First is the gradient of the cheating that took place. When you look at the 70ish students in that group chat, there’s a variety of individual stories. Some were resolutely against cheating and would intentionally sign out of the chat during exam periods, others were so committed to cheating they plagiarized their second chance papers.
Everyone sat somewhere on that gradient. Many students participated in the cheating even though they didn’t need any help. Some could have easily aced the tests without any unfair advantage, and many others actively sabotaged themselves by cheating.
What this means is that we can’t put all cheating or plagiarizing students in the same box. Though there will always be hardcore cheaters that can’t avoid taking shortcuts when they are gifted a (largely undeserved) second chance, most aren’t so committed.
This can have a big impact on not only how instructors respond to academic integrity violations, but also how they teach these issues and discourage students from cheating.
In a similar vein, it’s also worth highlighting that, despite 70 students being involved in the chat and several refusing to participate in the actual cheating, no one told Crump about the cheating. He learned about it on his own.
When students were pressed, they said they feared reprisal. That fear was apparently warranted, as a “snitch hunt” began after the cheating was exposed. That hunt included more than a few veiled threats of violence.
Finally, it’s interesting to note Crump’s response. Rather than trying to lock down and secure the course, he moved it to a full asynchronous course. Many would respond to this as an arms race, finding better tools for catching cheaters and placing greater burdens on the students all the while.
Crump, on the other hand, opened it up more, making it his goal to get students to engage with the material rather than necessarily catch every cheater. It seems to have worked well for Crump, and it may be an approach for other educators to take.
Cheating and plagiarism are never as straightforward as we would like them to be. It’s easy to create a narrative that frames cheaters are purely bad people who lack the ethical fortitude to do their own work.
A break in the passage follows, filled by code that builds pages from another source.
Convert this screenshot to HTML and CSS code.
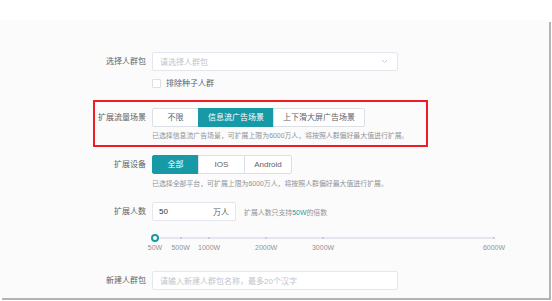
FILE: index.html
```html
<!DOCTYPE html>
<html lang="zh">
<head>
<meta charset="utf-8">
<link rel="stylesheet" href="styles.css">
</head>
<body>
<div class="top"></div>
<div class="panel">
  <div class="row row-select">
    <div class="label">选择人群包</div>
    <div class="field">
      <div class="input wide">
        <span class="ph">请选择人群包</span>
        <svg class="chev" width="7" height="5" viewBox="0 0 7 5"><path d="M1 1l2.5 2.5L6 1" fill="none" stroke="#c0c4cc" stroke-width="0.9"/></svg>
      </div>
    </div>
  </div>
  <div class="row row-check">
    <div class="label"></div>
    <div class="field">
      <div class="check"><span class="box"></span><span>排除种子人群</span></div>
    </div>
  </div>
  <div class="highlight">
    <div class="row">
      <div class="label short">扩展流量场景</div>
      <div class="field">
        <div class="seg">
          <span class="btn">不限</span><span class="btn active">信息流广告场景</span><span class="btn">上下滑大屏广告场景</span>
        </div>
        <div class="hint">已选择信息流广告场景，可扩展上限为6000万人，将按照人群偏好最大值进行扩展。</div>
      </div>
    </div>
  </div>
  <div class="row row-device">
    <div class="label">扩展设备</div>
    <div class="field">
      <div class="seg">
        <span class="btn active">全部</span><span class="btn">IOS</span><span class="btn">Android</span>
      </div>
      <div class="hint">已选择全部平台，可扩展上限为6000万人，将按照人群偏好最大值进行扩展。</div>
    </div>
  </div>
  <div class="row row-num">
    <div class="label">扩展人数</div>
    <div class="field inline">
      <div class="input num"><span class="val">50</span><span class="unit">万人</span></div>
      <span class="tip">扩展人数只支持<b>50W</b>的倍数</span>
    </div>
  </div>
  <div class="slider">
    <div class="track"></div>
    <span class="dot" style="left:7.563%"></span>
    <span class="dot" style="left:15.966%"></span>
    <span class="dot" style="left:32.773%"></span>
    <span class="dot" style="left:49.58%"></span>
    <span class="dot" style="left:100%"></span>
    <span class="handle" style="left:0%"></span>
    <span class="mark" style="left:0%">50W</span>
    <span class="mark" style="left:7.563%">500W</span>
    <span class="mark" style="left:15.966%">1000W</span>
    <span class="mark" style="left:32.773%">2000W</span>
    <span class="mark" style="left:49.58%">3000W</span>
    <span class="mark" style="left:100%">6000W</span>
  </div>
  <div class="row row-name">
    <div class="label">新建人群包</div>
    <div class="field">
      <div class="input wide"><span class="ph">请输入新建人群包名称，最多20个汉字</span></div>
    </div>
  </div>
</div>
</body>
</html>
```
FILE: styles.css
```css
* { box-sizing: border-box; }
html, body { margin: 0; padding: 0; background: #fff; }
body {
  font-family: "Liberation Sans", "Noto Sans CJK SC", sans-serif;
  font-size: 8px;
  color: #5a5e66;
  width: 552px;
  height: 301px;
  overflow: hidden;
}
.top { height: 20px; }
.panel {
  width: 549px;
  height: 278px;
  background: #fbfbfb;
  box-shadow: 2px 2px 0 #b4b4b4;
  display: flex;
  flex-direction: column;
  padding-top: 32px;
}
.row { display: flex; align-items: flex-start; }
.label {
  width: 146px;
  flex: none;
  text-align: right;
  line-height: 19px;
  color: #606266;
}
.label.short { width: 51px; }
.field { margin-left: 6px; display: flex; flex-direction: column; }
.field.inline { flex-direction: row; align-items: center; }
.input {
  height: 19px;
  border: 1px solid #e4e7ed;
  border-radius: 2px;
  background: #fff;
  display: flex;
  align-items: center;
  padding: 0 7px;
}
.input.wide { width: 246px; }
.ph { color: #c0c4cc; flex: 1; }
.chev { margin-right: 2px; }
.row-check { margin-top: 8px; }
.check { display: flex; align-items: center; height: 9px; line-height: 9px; color: #606266; }
.box {
  width: 9px; height: 9px;
  border: 1px solid #dcdfe6;
  border-radius: 1px;
  background: #fff;
  margin-right: 5px;
}
.highlight {
  margin-top: 12px;
  margin-left: 93px;
  width: 335px;
  height: 47px;
  border: 2px solid #ee1c24;
  padding-top: 6px;
}
.seg { display: flex; }
.btn {
  height: 19px;
  line-height: 17px;
  min-width: 47px;
  padding: 0 9px;
  text-align: center;
  border: 1px solid #dcdfe6;
  margin-left: -1px;
  background: #fff;
  color: #606266;
}
.btn:first-child { margin-left: 0; border-radius: 2px 0 0 2px; }
.btn:last-child { border-radius: 0 2px 2px 0; min-width: 48px; }
.btn.active { background: #179aa6; border-color: #179aa6; color: #fff; }
.hint {
  font-size: 6.9px;
  line-height: 9px;
  margin-top: 4px;
  color: #909399;
  white-space: nowrap;
}
.row-device { margin-top: 8px; }
.row-device .hint { margin-top: 5px; }
.row-num { margin-top: 14px; }
.input.num { width: 84px; padding: 0 6px; justify-content: space-between; color: #303133; }
.unit { color: #606266; }
.tip { margin-left: 8px; font-size: 6.9px; color: #909399; }
.tip b { color: #179aa6; font-weight: normal; }
.slider {
  position: relative;
  margin-top: 13px;
  margin-left: 155px;
  width: 339px;
  height: 20px;
}
.track {
  position: absolute;
  left: 0; right: 0; top: 3px;
  height: 2px;
  background: #e4e7ed;
}
.dot {
  position: absolute;
  top: 3px;
  width: 2px; height: 2px;
  margin-left: -1px;
  border-radius: 50%;
  background: #b8c7d6;
}
.handle {
  position: absolute;
  top: 0;
  width: 8px; height: 8px;
  margin-left: -4px;
  border: 2px solid #179aa6;
  border-radius: 50%;
  background: #fff;
}
.mark {
  position: absolute;
  top: 10px;
  font-size: 7px;
  line-height: 8px;
  color: #909399;
  transform: translateX(-50%);
  white-space: nowrap;
}
.row-name { margin-top: 17px; }
```
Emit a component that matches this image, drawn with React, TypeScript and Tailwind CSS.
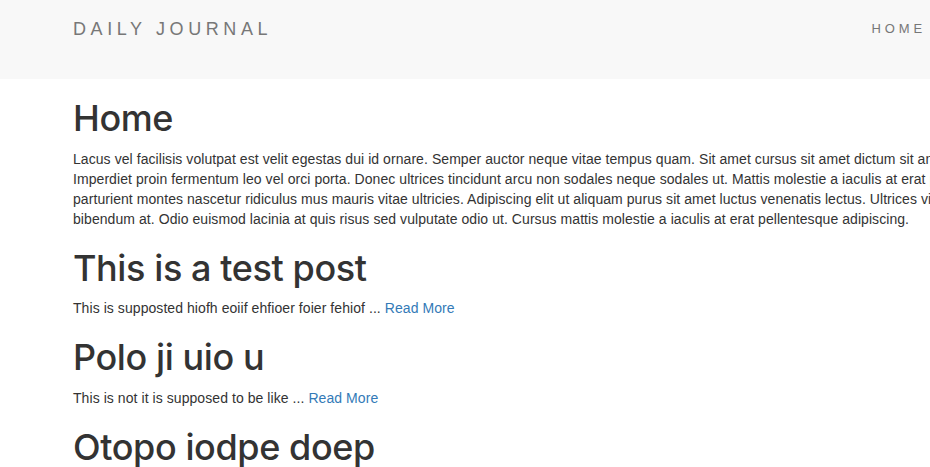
import React from "react";

type Post = {
  title: string;
  excerpt: string;
};

const posts: Post[] = [
  { title: "This is a test post", excerpt: "This is supposted hiofh eoiif ehfioer foier fehiof" },
  { title: "Polo ji uio u", excerpt: "This is not it is supposed to be like" },
  { title: "Otopo iodpe doep", excerpt: "Lorem ipsum dolor sit amet consectetur adipiscing" },
];

// the home text is wider than the window, so the lines are kept as they break
const homeLines = [
  "Lacus vel facilisis volutpat est velit egestas dui id ornare. Semper auctor neque vitae tempus quam. Sit amet cursus sit amet dictum sit amet justo donec enim.",
  "Imperdiet proin fermentum leo vel orci porta. Donec ultrices tincidunt arcu non sodales neque sodales ut. Mattis molestie a iaculis at erat pellentesque adipiscing.",
  "parturient montes nascetur ridiculus mus mauris vitae ultricies. Adipiscing elit ut aliquam purus sit amet luctus venenatis lectus. Ultrices vitae auctor eu augue ut.",
  "bibendum at. Odio euismod lacinia at quis risus sed vulputate odio ut. Cursus mattis molestie a iaculis at erat pellentesque adipiscing.",
];

const headingClass =
  "mt-5 mb-2.5 text-[36px] leading-[1.1] font-medium tracking-[-0.4px] font-['Inter',sans-serif]";

export default function App() {
  return (
    <div
      className="w-full min-h-screen overflow-hidden bg-white text-[#333] text-[14px] leading-5"
      style={{ fontFamily: '"Liberation Sans", Arial, sans-serif' }}
    >
      {/* Navbar */}
      <nav className="h-[79px] bg-[#f8f8f8]">
        <div className="flex justify-between pt-[19px] pl-[73px] pr-[4px]">
          <a className="text-[18px] leading-5 tracking-[4.6px] text-[#777] uppercase">
            Daily Journal
          </a>
          <a className="text-[13px] leading-5 tracking-[0.3em] text-[#777] uppercase">
            Home
          </a>
        </div>
      </nav>

      {/* Contenido */}
      <main className="pl-[73px] tracking-[0.065px]">
        <h1 className={headingClass}>Home</h1>
        <p className="mb-2.5 whitespace-nowrap">
          {homeLines.map((line, i) => (
            <span key={i} className="block">
              {line}
            </span>
          ))}
        </p>

        {posts.map((post) => (
          <div key={post.title}>
            <h1 className={headingClass}>{post.title}</h1>
            <p className="mb-2.5">
              {post.excerpt} ...{" "}
              <a href="#" className="text-[#337ab7]">
                Read More
              </a>
            </p>
          </div>
        ))}
      </main>
    </div>
  );
}
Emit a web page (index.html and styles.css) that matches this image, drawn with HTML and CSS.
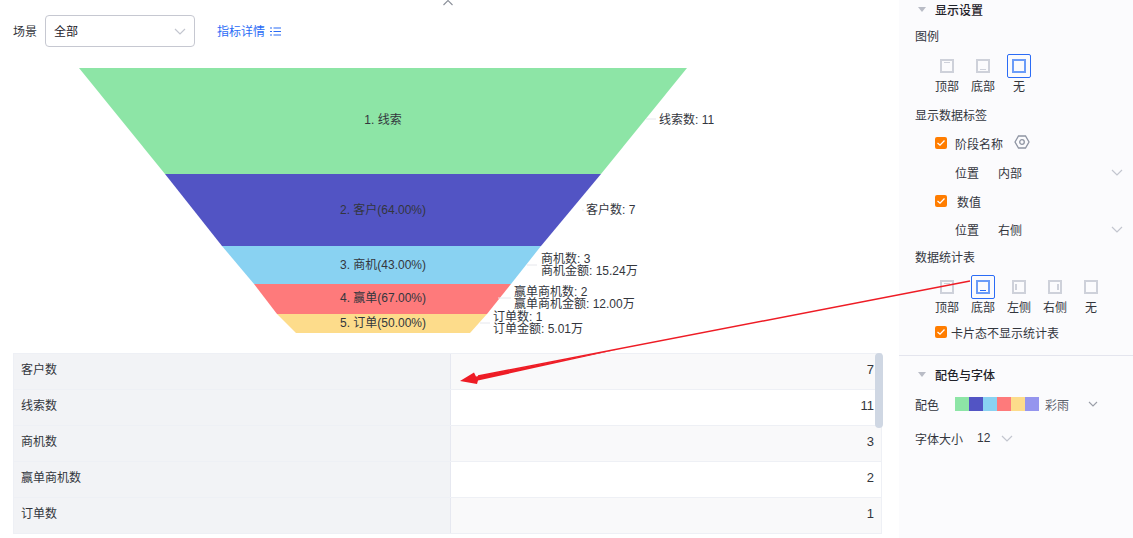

However, cases like this one and the Harvard cheating scandal of 2012 puts that narrative in a new light. Are all 70 of these students in that chat bad students? It seems unlikely that nearly three quarters of such a large class would be beyond redemption.
Crump is no different from other educators an in trying to find a way to balance being tough on cheating while also recognizing the humanity of the students involved. There is no easy answer here but, as Crump’s story shows, there’s no singular path to success.
Enforcing academic integrity will require better tools and techniques for spotting cheating, but it will also require a reimagining of education and student assessment. Continuing as we have and simply hoping for bigger, badder and better technology isn’t enough.
When a simple group chat can get 70 students in the trouble for cheating, it’s pretty clear that change is going to have to come at a more fundamental level.